Walden: Memory Beach

KF_Walden_Farbe_2

Walden: Memory Beach. Festival for Contemporary Music and Performance
Saturday, July 1, 2023, 2:00 pm–11:00 pm

At Künstlerhof Frohnau and along the former border strip. Free admission. Open air.

 

With performances and musical contributions by:
2_personal_things (Park Minyoung & Kim Jinhyuk)
Ashkan Sepahvand
discourse / Katayoun Arian
DJ Edna Martinez
DJ Letkidbe
Hooops / Astarte Posch
Jung Sun Kim, Matthias Erian, Ji Sun Hagen & Soomin Chae
Muriel Razavi & Raha Nejad
Nicholas Bussmann & Cottbusser Chor
Posaunenchor Hohen Neuendorf
Ray Kaczynski, Bardo Henning, Martin Heinze & Ingo Reulecke
SHIN Hyo Jin & Otto Oscar Hernandez Ruiz
Sophie Hilbert

 

And installations and guided tours by:
Laure Gilquin, Katja Hock, Nicola Jungsberger

 

Download the program

 

 

♿ The event is partially accessible (stage at Künstlerhof Frohnau).

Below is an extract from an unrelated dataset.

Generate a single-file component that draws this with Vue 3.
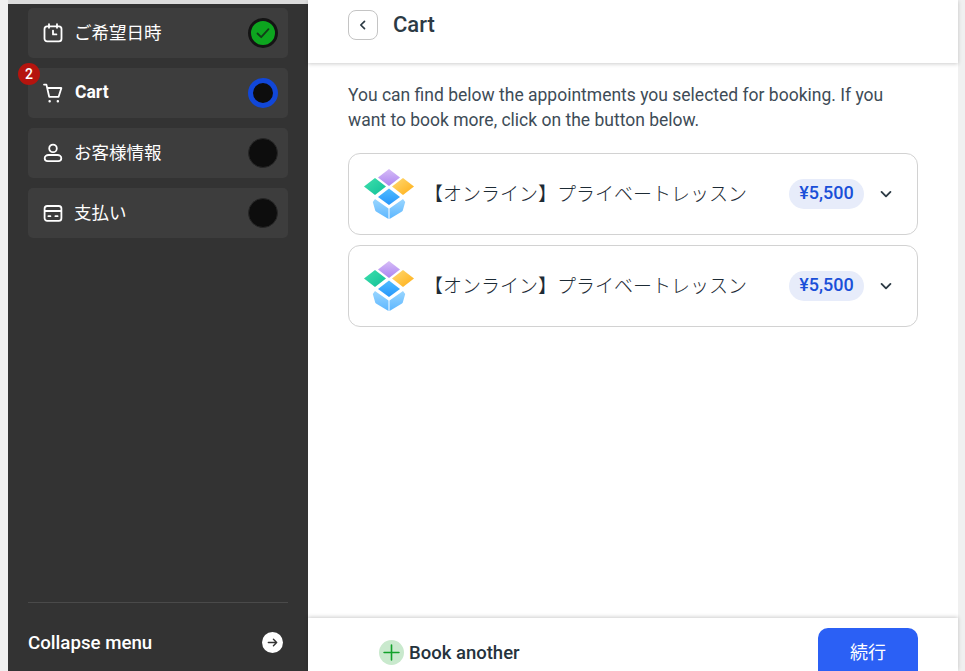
<template>
  <div class="page">
    <aside class="sidebar">
      <nav class="steps">
        <div v-for="step in steps" :key="step.label" class="step">
          <span v-if="step.badge" class="step__badge">{{ step.badge }}</span>
          <svg class="step__icon" viewBox="0 0 20 20" fill="none" stroke="currentColor" stroke-width="1.8" stroke-linecap="round" stroke-linejoin="round">
            <template v-if="step.icon === 'calendar'">
              <rect x="1.5" y="3.4" width="17" height="15" rx="2.6" />
              <path d="M6 1.2v3.6M14 1.2v3.6M10 7.6v3.8h3.4" />
            </template>
            <template v-else-if="step.icon === 'cart'">
              <path d="M1 1.6h2.4l2.8 12.2h9.400L18.400 5H4.400" />
              <path d="M6.600 18.200h.1M14.800 18.200h.1" stroke-width="2.400" />
            </template>
            <template v-else-if="step.icon === 'user'">
              <circle cx="10" cy="5.400" r="3.800" />
              <path d="M5.600 12h8.800c2.200 0 3.900 1.500 3.900 3.300 0 1.600-1.300 2.900-3 2.900H4.700c-1.700 0-3-1.300-3-2.900 0-1.800 1.700-3.300 3.900-3.300z" />
            </template>
            <template v-else>
              <rect x="1.600" y="3" width="16.800" height="14.800" rx="2.600" />
              <path d="M2 8h16M5.400 13.200h2M12.400 13.200h2.200" />
            </template>
          </svg>
          <span class="step__label" :class="{ 'step__label_active': step.state === 'active' }">{{ step.label }}</span>
          <span class="step__dot" :class="'step__dot_' + step.state">
            <svg v-if="step.state === 'done'" viewBox="0 0 20 20" fill="none" stroke="#123d18" stroke-width="1.800" stroke-linecap="round" stroke-linejoin="round">
              <path d="M4.500 10.500l3.700 3.700 7.300-8" />
            </svg>
          </span>
        </div>
      </nav>
      <div class="collapse">
        <span class="collapse__text">Collapse menu</span>
        <span class="collapse__icon">
          <svg viewBox="0 0 14 14" fill="none" stroke="#333" stroke-width="1.500" stroke-linecap="round" stroke-linejoin="round">
            <path d="M2.500 7h9M8 3.500L11.500 7 8 10.500" />
          </svg>
        </span>
      </div>
    </aside>

    <main class="main">
      <header class="header">
        <button class="back">
          <svg viewBox="0 0 12 12" fill="none" stroke="#2c3a44" stroke-width="1.700" stroke-linecap="round" stroke-linejoin="round">
            <path d="M7.500 2.300L3.800 6l3.700 3.700" />
          </svg>
        </button>
        <h1 class="header__title">Cart</h1>
      </header>

      <section class="content">
        <p class="intro">You can find below the appointments you selected for booking. If you want to book more, click on the button below.</p>
        <div class="cards">
          <div v-for="item in items" :key="item.id" class="card">
            <svg class="card__logo" viewBox="0 0 50 50">
              <defs>
                <linearGradient id="boxPurple" x1="0" y1="0" x2="0" y2="1">
                  <stop offset="0" stop-color="#d6bcf7" />
                  <stop offset="1" stop-color="#ad85f0" />
                </linearGradient>
                <linearGradient id="boxGreen" x1="0" y1="0" x2="1" y2="1">
                  <stop offset="0" stop-color="#3fe0ac" />
                  <stop offset="1" stop-color="#0fbf98" />
                </linearGradient>
                <linearGradient id="boxYellow" x1="0" y1="0" x2="1" y2="1">
                  <stop offset="0" stop-color="#ffdb75" />
                  <stop offset="1" stop-color="#ffad14" />
                </linearGradient>
                <linearGradient id="boxBlue" x1="0" y1="0" x2="0" y2="1">
                  <stop offset="0" stop-color="#4fbcff" />
                  <stop offset="1" stop-color="#2696fb" />
                </linearGradient>
                <linearGradient id="boxSide" x1="0" y1="0" x2="0" y2="1">
                  <stop offset="0" stop-color="#9ad6ff" />
                  <stop offset="1" stop-color="#5cb6ff" />
                </linearGradient>
              </defs>
              <path d="M25 0l11 8.500L25 17 14 8.500z" fill="url(#boxPurple)" />
              <path d="M11 9l11 8.500L11 26 0 17.500z" fill="url(#boxGreen)" />
              <path d="M39 9l11 8.500L39 26l-11-8.500z" fill="url(#boxYellow)" />
              <path d="M25 19.500L36 28 25 36 14 28z" fill="url(#boxBlue)" />
              <path d="M11 30l13.500 9.500V50L12 42.500q-.9-.6-1-1.700L8.800 33z" fill="url(#boxSide)" />
              <path d="M39 30l-13.500 9.500V50L38 42.500q.9-.6 1-1.700L41.200 33z" fill="url(#boxSide)" />
            </svg>
            <span class="card__name">{{ item.name }}</span>
            <span class="card__price">{{ item.price }}</span>
            <svg class="card__chevron" viewBox="0 0 12 12" fill="none" stroke="#2c3a44" stroke-width="1.600" stroke-linecap="round" stroke-linejoin="round">
              <path d="M2.200 4.200L6 8l3.800-3.800" />
            </svg>
          </div>
        </div>
      </section>

      <footer class="footer">
        <button class="another">
          <span class="another__icon">
            <svg viewBox="0 0 16 16" fill="none" stroke="#12a12a" stroke-width="1.500" stroke-linecap="round">
              <path d="M8 1v14M1 8h14" />
            </svg>
          </span>
          <span class="another__text">Book another</span>
        </button>
        <button class="next">続行</button>
      </footer>
    </main>
  </div>
</template>

<script setup>
const steps = [
  { label: 'ご希望日時', icon: 'calendar', state: 'done' },
  { label: 'Cart', icon: 'cart', state: 'active', badge: 2 },
  { label: 'お客様情報', icon: 'user', state: 'idle' },
  { label: '支払い', icon: 'card', state: 'idle' },
]

const items = [
  { id: 1, name: '【オンライン】プライベートレッスン', price: '¥5,500' },
  { id: 2, name: '【オンライン】プライベートレッスン', price: '¥5,500' },
]
</script>

<style>
html,
body {
  margin: 0;
  background: #f0f0f0;
}
</style>

<style scoped>
.page {
  display: flex;
  height: 671px;
  overflow: hidden;
  box-sizing: border-box;
  padding: 0 7px 0 8px;
  font-family: Roboto, "Noto Sans CJK JP", sans-serif;
  background: #f0f0f0;
}

.sidebar {
  display: flex;
  flex-direction: column;
  justify-content: space-between;
  flex: 0 0 300px;
  box-sizing: border-box;
  padding: 4px 20px 0;
  border-top: 4px solid #dcdcdc;
  background: #333333;
}

.steps {
  display: flex;
  flex-direction: column;
  gap: 10px;
}

.step {
  position: relative;
  display: flex;
  align-items: center;
  height: 50px;
  box-sizing: border-box;
  padding: 0 10px 0 15px;
  border-radius: 5px;
  background: #3d3d3d;
  color: #ffffff;
}

.step__badge {
  position: absolute;
  left: -10px;
  top: -5px;
  width: 22px;
  height: 22px;
  border-radius: 50%;
  background: #b5140e;
  color: #ffffff;
  font-size: 14px;
  font-weight: 500;
  line-height: 22px;
  text-align: center;
}

.step__icon {
  width: 20px;
  height: 20px;
  flex: none;
}

.step__label {
  flex: 1;
  margin-left: 11px;
  padding-bottom: 4px;
  font-size: 17.500px;
  color: #ffffff;
}

.step__label_active {
  margin-left: 12px;
  padding-bottom: 2px;
  font-weight: 700;
}

.step__dot {
  display: flex;
  align-items: center;
  justify-content: center;
  width: 30px;
  height: 30px;
  box-sizing: border-box;
  border-radius: 50%;
  background: #0d0d0d;
  border: 1px solid #262626;
}

.step__dot svg {
  width: 20px;
  height: 20px;
}

.step__dot_done {
  background: #0da51f;
  border: 3px solid #141414;
}

.step__dot_active {
  border: 5px solid #1147d8;
}

.collapse {
  display: flex;
  align-items: center;
  justify-content: space-between;
  height: 69px;
  flex: none;
  padding: 11px 5px 0 0;
  box-sizing: border-box;
  border-top: 1px solid #4a4a4a;
}

.collapse__text {
  font-size: 18.700px;
  font-weight: 500;
  color: #ffffff;
}

.collapse__icon {
  display: flex;
  align-items: center;
  justify-content: center;
  width: 21px;
  height: 21px;
  border-radius: 50%;
  background: #ffffff;
}

.collapse__icon svg {
  width: 13px;
  height: 13px;
}

.main {
  display: flex;
  flex-direction: column;
  flex: 1;
  min-width: 0;
  background: #ffffff;
}

.header {
  display: flex;
  align-items: center;
  flex: none;
  gap: 15px;
  height: 63px;
  box-sizing: border-box;
  padding: 0 40px 13px;
  box-shadow: 0 1px 4px rgba(0, 0, 0, 0.2);
}

.back {
  display: flex;
  align-items: center;
  justify-content: center;
  width: 30px;
  height: 30px;
  padding: 0;
  border: 1px solid #c4c4c4;
  border-radius: 8px;
  background: #ffffff;
}

.back svg {
  width: 12px;
  height: 12px;
}

.header__title {
  margin: 0 0 2px;
  font-size: 22px;
  font-weight: 500;
  color: #2c3a44;
}

.content {
  flex: 1;
  padding: 20px 40px 0;
}

.intro {
  margin: 0;
  font-size: 17.500px;
  line-height: 25px;
  color: #3e4c57;
}

.cards {
  display: flex;
  flex-direction: column;
  gap: 10px;
  margin-top: 20px;
}

.card {
  display: flex;
  align-items: center;
  height: 82px;
  box-sizing: border-box;
  padding: 0 24px 0 15px;
  border: 1px solid #d2d2d2;
  border-radius: 12px;
}

.card__logo {
  width: 50px;
  height: 50px;
  flex: none;
}

.card__name {
  flex: 1;
  margin-left: 10px;
  padding-bottom: 4px;
  font-size: 19px;
  font-weight: 300;
  color: #1d2b35;
}

.card__price {
  width: 75px;
  height: 30px;
  flex: none;
  border-radius: 15px;
  background: #e7ecfa;
  color: #1a4fd8;
  font-size: 18px;
  font-weight: 500;
  line-height: 28px;
  text-align: center;
}

.card__chevron {
  width: 14px;
  height: 14px;
  flex: none;
  margin-left: 15px;
}

.footer {
  display: flex;
  align-items: flex-start;
  justify-content: space-between;
  flex: none;
  height: 53px;
  box-sizing: border-box;
  padding: 10px 40px 0 71px;
  box-shadow: 0 -1px 4px rgba(0, 0, 0, 0.2);
}

.another {
  display: flex;
  align-items: center;
  gap: 5px;
  height: 26px;
  margin-top: 11px;
  padding: 0;
  border: none;
  background: none;
  font-family: inherit;
  font-size: 18.500px;
  font-weight: 500;
  color: #25333d;
}

.another__text {
  padding-top: 2px;
}

.another__icon {
  display: flex;
  align-items: center;
  justify-content: center;
  width: 25px;
  height: 25px;
  border-radius: 50%;
  background: #c9e9cd;
}

.another__icon svg {
  width: 17px;
  height: 17px;
}

.next {
  width: 100px;
  height: 56px;
  flex: none;
  padding: 0 0 11px;
  border: none;
  border-radius: 10px;
  background: #2b60f5;
  color: #ffffff;
  font-family: inherit;
  font-size: 18px;
}
</style>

Walden: Memory Beach is funded by the Berlin Project Fund for Urban Practice.

Curatorial team: Kaya Behkalam, Katja Hock, Otto Oscar Hernandez Ruiz, SHIN Hyo Jin
Production: Kaya Behkalam, Nina Bloss, Stefan Deckner
Sound: Moritz Colitti, Ray Kaczynski

 

Download press images(49MB)

 

 

Walden: Memory Beach

At the northernmost tip of Berlin, a pale scar runs across the ground: a strip of sand that splits the Frohnau forest, about 100 meters wide and 2 kilometers long. Like any scar, this sandy seam at the border between Berlin and Brandenburg carries its own history. It is the former “death strip,” then as now a no man’s land. A place known to only a few, encountered in passing by occasional dog walkers, joggers, and mushroom foragers, or by young people who play beach volleyball on the sand in summer or held illegal parties during lockdown periods.

 

This scar is emblematic of the entire area. For over a hundred years, this forest has served as a refuge for the injured, the sick, and the marginalized of the city. The adjacent Künstlerhof Frohnau was built as a military hospital, later used as a psychiatric institution and a refugee shelter. The neighboring Invaliden settlement was constructed in the 1920s for veterans wounded in the First World War. And on the other side of the forest, the Donnersmark Foundation has been caring for people with disabilities since the 1950s. Scattered throughout the forest, individual memorials recall the fates of those who attempted to cross the inner-German border here and lost their lives in the process.

 

This place is full of ghosts that risk being forgotten. When their stories are no longer told, when they lose their connection to our everyday lives and are pushed out of our minds by newer layers of information, we can no longer find our way back to them in order to learn from their experiences. Rather, it is necessary to place additional spirits alongside the forest spirits already present, spirits that belong to other places, rituals, and stories, and that expand our awareness of one another.

 

Within the framework of Walden, this scarred and forgotten strip of land becomes, for one day, a space of experience and encounter for residents, participants, and visitors. It also becomes a stage for a series of performances and conversations that approach the history or histories and possible present(s) of this wounded site through different narratives, guided walks, and stagings. These contributions circle around the question of how awareness of the wounded space we share can be translated into a sense of community that includes all of us in our individual vulnerability and lived experience.

 

Artists are invited to contribute performative, musical, and discursive works. Participatory performances alternate with in-depth conversations, guided walks with experimental sounds in the forest. These are accompanied by a performative tour that weaves the individual elements into a poetic connection.